SlipperyKYSlope (NYC)
Why Britain can't be like the other European countries? "...and free of the onerous identity checks that make other European countries inhospitable."
Metaphor (Salem, Oregon)
@SlipperyKYSlope It's not as if other European countries are the workers' paradise that this observation makes them out to be. The New York Times routinely carries articles chronicling the misery of immigrant workers in countries such as France and other EU states.
nolongeradoc (London, UK)
@SlipperyKYSlope "Why Britain can't be like the other European countries? - and free of the onerous identity checks that make other European countries inhospitable." A relevant question.
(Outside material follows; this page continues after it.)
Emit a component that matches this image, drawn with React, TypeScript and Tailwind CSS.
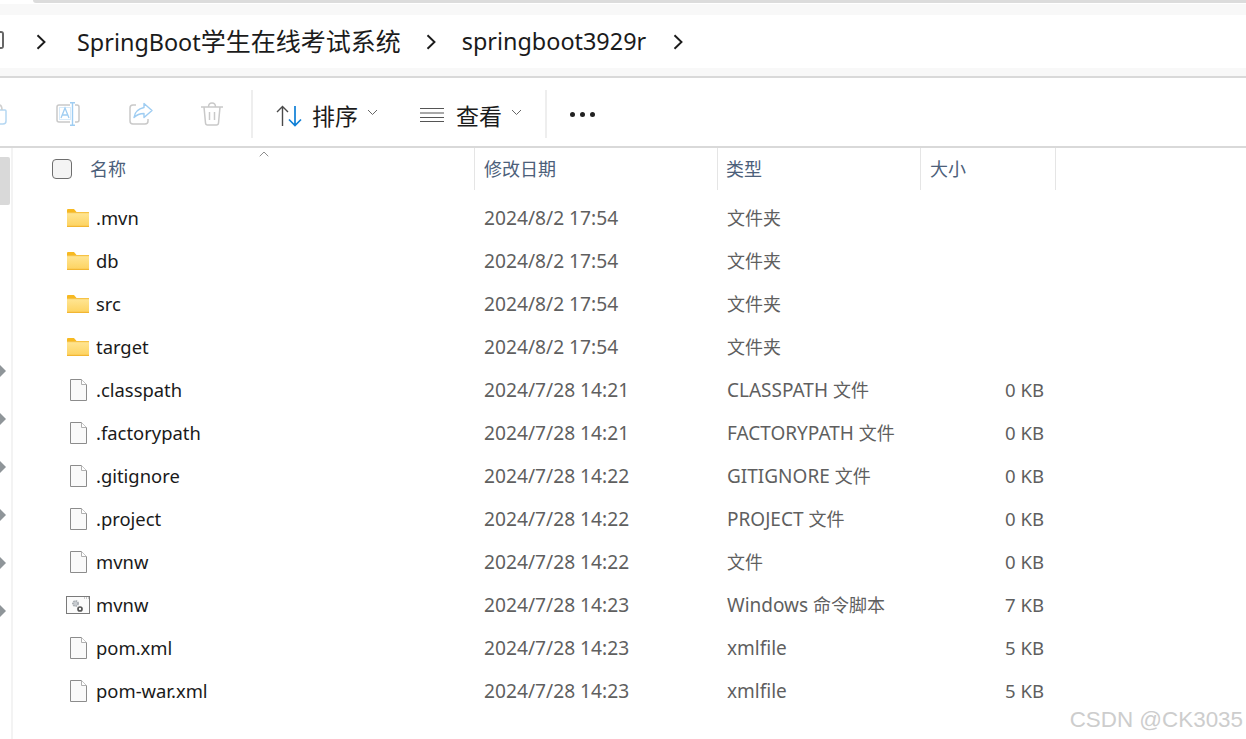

Europe - for a variety of cultural reasons - is a place where proving your identity is done on a regular basis. In some countries, foreigners are legally obliged to carry proper ID at all times and this requirement can be strictly enforced. In others, having an officially proven identity is an essential part of being a citizen; access to healthcare, state services even private travel and housing depends on that formal identification. The UK has been resistant to the ID concept. Perhaps it's to do with throwbacks to WW2 and the control of Europe by the Nazis. Certainly, a 2007 scheme from the Blair government to introduce a national ID card scheme was droppped in the face of public opposition. The downside of this 'freedom' has been an intensification of anti-migrant sentiment. In the absence of means to identify immigrants, it's been easy for the far-Right to magnify fears of an invasion of foreigners - particularly EU citizens. This was certainly one of the facilitators of Brexit. Belatedly, the UK Government has introduced ID rules. You can't rent any housing, even privately, without ID and nationality checks. There are plans to oblige employers to compile and report lists of foreign employees. Further measures are expected. Accusations of 'a culture of fear' have flown about.
Practical Thoughts (East Coast)
English speaking countries are always going to be the top destination. Great Britain specifically pioneered the global society for 400 years. They are better at it than places like Italy, Germany or Poland.